Prompt -
Pick out the lines below that contain the string "this" and copy them all.

Supplied material -
++++++++

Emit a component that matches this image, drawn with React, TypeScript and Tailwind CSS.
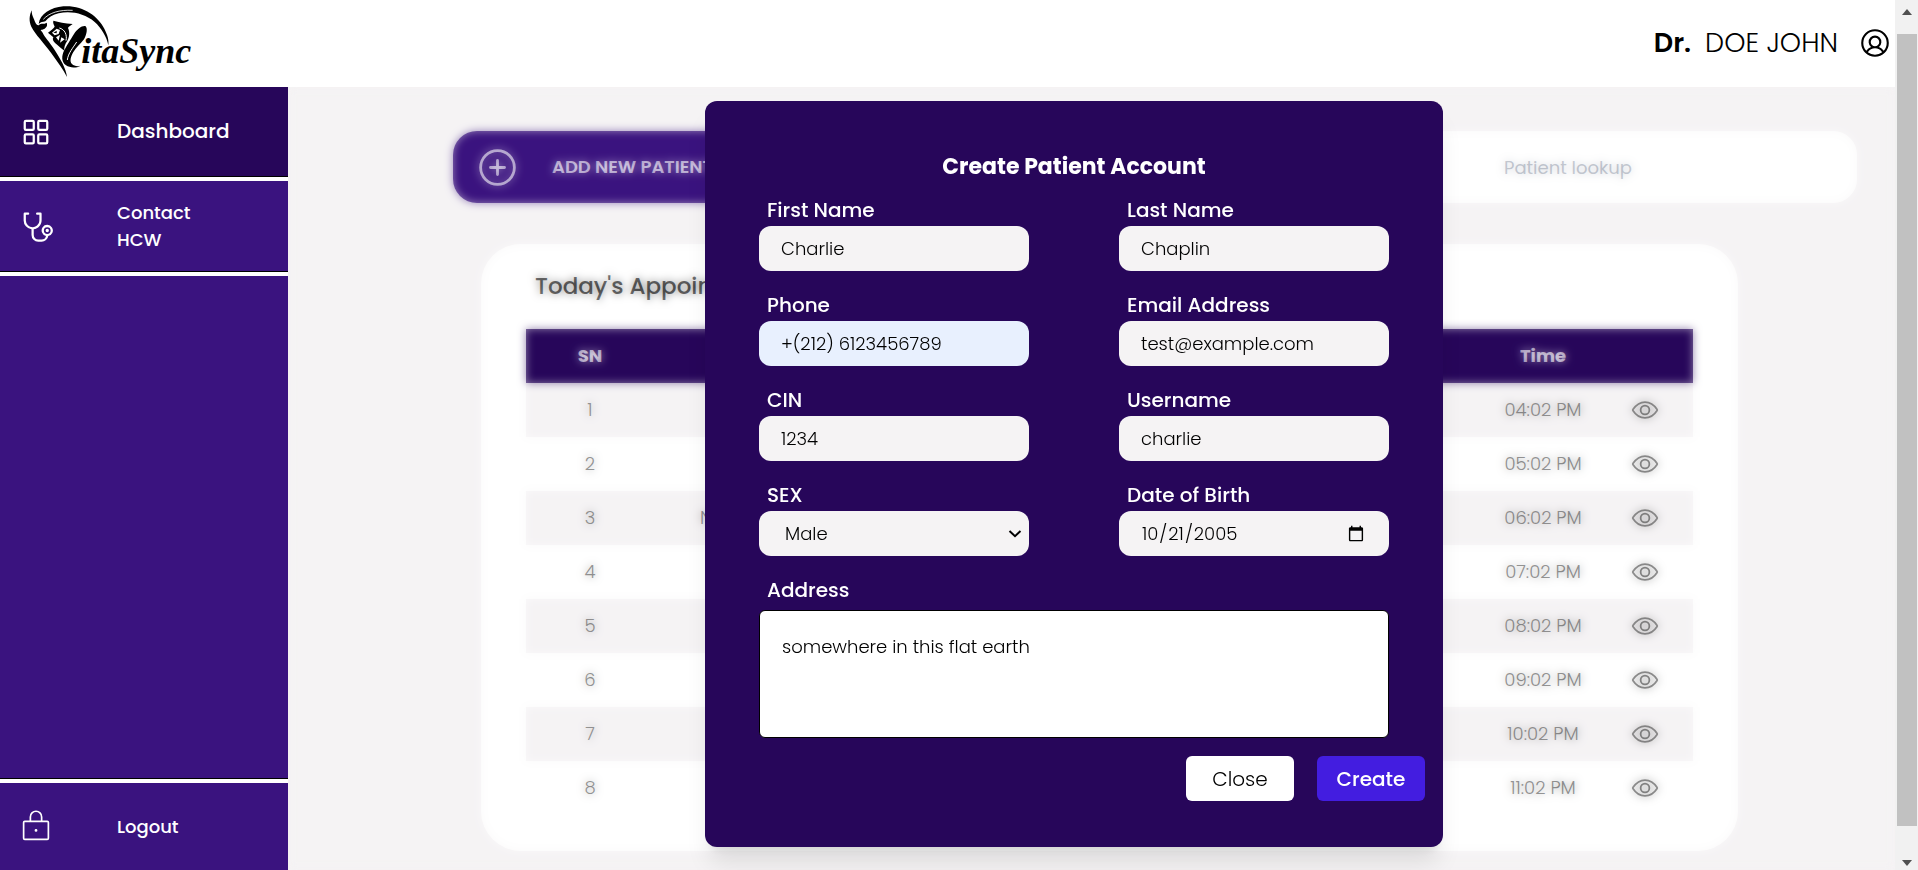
import type { ReactNode } from "react";
import { PiSquaresFour, PiStethoscope, PiLockLight, PiUserCircle, PiPlusCircle } from "react-icons/pi";
import { IoEyeOutline } from "react-icons/io5";

const appointments = [
  { sn: 1, name: "", time: "04:02 PM" },
  { sn: 2, name: "", time: "05:02 PM" },
  { sn: 3, name: "N", time: "06:02 PM" },
  { sn: 4, name: "", time: "07:02 PM" },
  { sn: 5, name: "", time: "08:02 PM" },
  { sn: 6, name: "", time: "09:02 PM" },
  { sn: 7, name: "", time: "10:02 PM" },
  { sn: 8, name: "", time: "11:02 PM" },
];

function Logo() {
  return (
    <svg viewBox="0 0 540 240" className="h-20 w-[180px] self-start" role="img" aria-label="VitaSync">
      {/* hood and blade */}
      <path d="M23 31 C15 48 15 66 22 80 C34 104 60 128 82 160 C100 186 118 208 129 231 C126 206 110 178 92 150 C76 124 62 112 56 98 C48 88 48 92 58 88 C66 84 72 78 68 68 C60 74 50 68 46 74 C40 80 34 70 30 58 C25 48 23 40 23 31 Z" />
      <path d="M44 72 C48 42 80 22 118 19 C176 15 222 48 241 86 C251 106 255 120 253 136 C248 110 232 84 212 66 C182 40 140 32 104 40 C86 44 74 52 64 64 C56 66 50 66 44 72 Z" />
      <path d="M58 58 C76 38 106 29 146 31" fill="none" stroke="#fff" strokeWidth="2.5" />
      {/* face */}
      <path d="M88 62 C104 66 122 70 146 72 C138 78 134 80 132 84 C138 96 136 112 130 122 C122 134 120 142 121 152 C112 146 104 138 94 130 C88 124 84 118 88 112 C82 106 76 102 72 98 C80 92 88 86 92 80 C90 74 86 70 88 62 Z" />
      <path d="M84 98 L98 86 L108 90 L104 102 L92 106 Z M96 112 L108 104 L104 122 Z M112 112 L122 118 L108 128 Z" fill="#fff" />
      <path d="M106 84 C122 88 130 104 126 122 M90 96 L102 98" fill="none" stroke="#fff" strokeWidth="3" />
      <path d="M88 98 L98 92 L98 100 Z" />
      {/* right stroke of the V */}
      <path d="M121 150 C128 138 140 118 150 102 C160 86 174 76 184 78 C192 84 188 104 180 118 C170 132 156 142 148 156 C140 170 136 184 144 192 C150 198 160 200 170 197 C156 205 138 204 126 196 C112 186 112 168 121 150 Z" />
      <path d="M130 180 C132 160 148 142 158 126" fill="none" stroke="#fff" strokeWidth="3" />
      <text x="172" y="189" className="text-[108px] font-bold italic" style={{ fontFamily: "'Liberation Serif', serif" }}>
        itaSync
      </text>
    </svg>
  );
}

function SideLink({ icon, children, className }: { icon: ReactNode; children: ReactNode; className: string }) {
  return (
    <a href="#" className={`flex shrink-0 items-center pl-[18px] font-medium leading-[27px] text-white ${className}`}>
      <span className="w-[99px] text-[36px]">{icon}</span>
      <span className="w-24">{children}</span>
    </a>
  );
}

const fieldClass = "h-[45px] w-full rounded-xl text-lg font-light text-black outline-none";

function Field({ label, id, wide, children }: { label: string; id: string; wide?: boolean; children: ReactNode }) {
  return (
    <div className={wide ? "col-span-2" : ""}>
      <label htmlFor={id} className="mb-0.5 block pl-2 text-xl font-medium leading-7 text-white">
        {label}
      </label>
      {children}
    </div>
  );
}

function PatientModal() {
  return (
    <section role="dialog" aria-labelledby="modal-title" className="w-[738px] rounded-xl bg-[#27065a] pt-[49px] pb-[46px] shadow-xl">
      <h2 id="modal-title" className="text-center text-[22px] font-bold leading-[33px] text-white">
        Create Patient Account
      </h2>
      <form>
        <div className="mt-[13px] grid grid-cols-2 gap-x-[90px] gap-y-5 px-[54px]">
          <Field label="First Name" id="first">
            <input id="first" defaultValue="Charlie" className={`${fieldClass} bg-[#f5f3f4] px-[22px]`} />
          </Field>
          <Field label="Last Name" id="last">
            <input id="last" defaultValue="Chaplin" className={`${fieldClass} bg-[#f5f3f4] px-[22px]`} />
          </Field>
          <Field label="Phone" id="phone">
            <input id="phone" type="tel" defaultValue="+(212) 6123456789" className={`${fieldClass} bg-[#e8f0fe] px-[22px]`} />
          </Field>
          <Field label="Email Address" id="email">
            <input id="email" type="email" defaultValue="test@example.com" className={`${fieldClass} bg-[#f5f3f4] px-[22px]`} />
          </Field>
          <Field label="CIN" id="cin">
            <input id="cin" defaultValue="1234" className={`${fieldClass} bg-[#f5f3f4] px-[22px]`} />
          </Field>
          <Field label="Username" id="username">
            <input id="username" defaultValue="charlie" className={`${fieldClass} bg-[#f5f3f4] px-[22px]`} />
          </Field>
          <Field label="SEX" id="sex">
            <div className="relative">
              <select id="sex" defaultValue="Male" className={`${fieldClass} appearance-none bg-[#f5f3f4] pr-8 pl-[26px]`}>
                <option>Male</option>
                <option>Female</option>
              </select>
              <svg viewBox="0 0 14 8" className="pointer-events-none absolute top-[19px] right-[7px] h-2 w-3.5" fill="none" stroke="black" strokeWidth="2">
                <path d="M1.5 1 L7 6.2 L12.5 1" />
              </svg>
            </div>
          </Field>
          <Field label="Date of Birth" id="dob">
            <input id="dob" type="date" defaultValue="2005-10-21" className={`${fieldClass} bg-[#f5f3f4] px-[22px]`} />
          </Field>
          <Field label="Address" id="address" wide>
            <textarea
              id="address"
              defaultValue="somewhere in this flat earth"
              className="mt-1.5 block h-32 w-full resize-none rounded-md border border-black bg-white p-[22px] text-lg font-light leading-[27px] text-black outline-none"
            />
          </Field>
        </div>
        <div className="mt-[18px] flex justify-end gap-[23px] pr-[18px]">
          <button type="button" className="h-[45px] w-[108px] rounded-md bg-white text-xl font-light text-black">
            Close
          </button>
          <button type="submit" className="h-[45px] w-[108px] rounded-md bg-[#431de0] text-xl font-medium text-white">
            Create
          </button>
        </div>
      </form>
    </section>
  );
}

function Appointments() {
  return (
    <section className="mt-[41px] mr-[119px] ml-7 rounded-[40px] bg-white px-[45px] pt-[27px] pb-9">
      <h2 className="mb-7 pl-[9px] text-[23px] font-medium leading-[30px]">Today's Appointments</h2>
      <table className="w-full table-fixed text-center text-lg font-light">
        <colgroup>
          <col className="w-32" />
          <col className="w-[180px]" />
          <col />
          <col className="w-[108px]" />
          <col className="w-24" />
        </colgroup>
        <thead className="h-[54px] bg-[#27065a] text-white">
          <tr>
            <th className="font-bold">SN</th>
            <th />
            <th />
            <th className="font-bold">Time</th>
            <th />
          </tr>
        </thead>
        <tbody className="text-neutral-700">
          {appointments.map((row) => (
            <tr key={row.sn} className="h-[54px] odd:bg-[#f5f3f4]">
              <td>{row.sn}</td>
              <td className="pl-[46px] text-left">{row.name}</td>
              <td />
              <td className="whitespace-nowrap">{row.time}</td>
              <td>
                <button type="button" aria-label="View appointment" className="block w-full">
                  <IoEyeOutline className="mx-auto text-[28px]" />
                </button>
              </td>
            </tr>
          ))}
        </tbody>
      </table>
    </section>
  );
}

function Scrollbar() {
  return (
    <div aria-hidden="true" className="flex w-[23px] shrink-0 flex-col items-center bg-[#f1f1f1] pt-[9px] pb-1">
      <svg viewBox="0 0 10 6" className="h-1.5 w-2.5 fill-[#505050]">
        <path d="M0 6 L5 0 L10 6 Z" />
      </svg>
      <div className="mt-[19px] mb-[34px] w-5 flex-1 bg-[#c1c1c1]" />
      <svg viewBox="0 0 10 6" className="h-1.5 w-2.5 fill-[#505050]">
        <path d="M0 0 L5 6 L10 0 Z" />
      </svg>
    </div>
  );
}

export default function App() {
  return (
    <div className="flex h-screen overflow-hidden font-[Poppins,Inter,sans-serif] text-black">
      <div className="flex min-w-0 flex-1 flex-col">
        <header className="flex h-[87px] shrink-0 items-center justify-between bg-white pr-[3px] pb-0.5 pl-6">
          <Logo />
          <div className="flex items-center">
            <p className="text-[27px] leading-9">
              <span className="mr-3.5 font-semibold">Dr.</span>
              <span className="font-light">DOE JOHN</span>
            </p>
            <button type="button" aria-label="Profile" className="ml-5 text-[34px]">
              <PiUserCircle />
            </button>
          </div>
        </header>
        <div className="flex min-h-0 flex-1">
          <nav className="flex w-72 shrink-0 flex-col gap-1 bg-white">
            <SideLink className="h-[90px] border-b border-black bg-[#27065a] text-xl" icon={<PiSquaresFour />}>
              Dashboard
            </SideLink>
            <SideLink className="h-[91px] border-b border-black bg-[#3a137f] text-lg" icon={<PiStethoscope />}>
              Contact HCW
            </SideLink>
            <div className="flex-1 border-b border-black bg-[#3a137f]" />
            <SideLink className="h-[87px] bg-[#3a137f] text-lg" icon={<PiLockLight />}>
              Logout
            </SideLink>
          </nav>
          <main className="relative min-w-0 flex-1 overflow-hidden bg-[#f5f3f4]">
            <div className="pt-11 pr-[38px] pl-[165px]">
              <div className="flex justify-between">
                <button type="button" className="flex h-[72px] w-[450px] items-center rounded-3xl bg-[#3a137f] pl-[22px] text-lg font-semibold text-white">
                  <PiPlusCircle className="mr-8 text-[45px]" />
                  ADD NEW PATIENT
                </button>
                <input
                  type="text"
                  aria-label="Patient lookup"
                  placeholder="Patient lookup"
                  className="h-[72px] w-[578px] rounded-3xl bg-white text-center text-lg placeholder:text-gray-400"
                />
              </div>
              <Appointments />
            </div>
            <div className="absolute inset-0 opacity-50 backdrop-blur-xs" />
            <div className="absolute inset-0 flex items-start justify-center pt-3.5 pr-[35px]">
              <PatientModal />
            </div>
          </main>
        </div>
      </div>
      <Scrollbar />
    </div>
  );
}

++++++++

Task response -
Emit a component that matches this image, drawn with React, TypeScript and Tailwind CSS.
              defaultValue="somewhere in this flat earth"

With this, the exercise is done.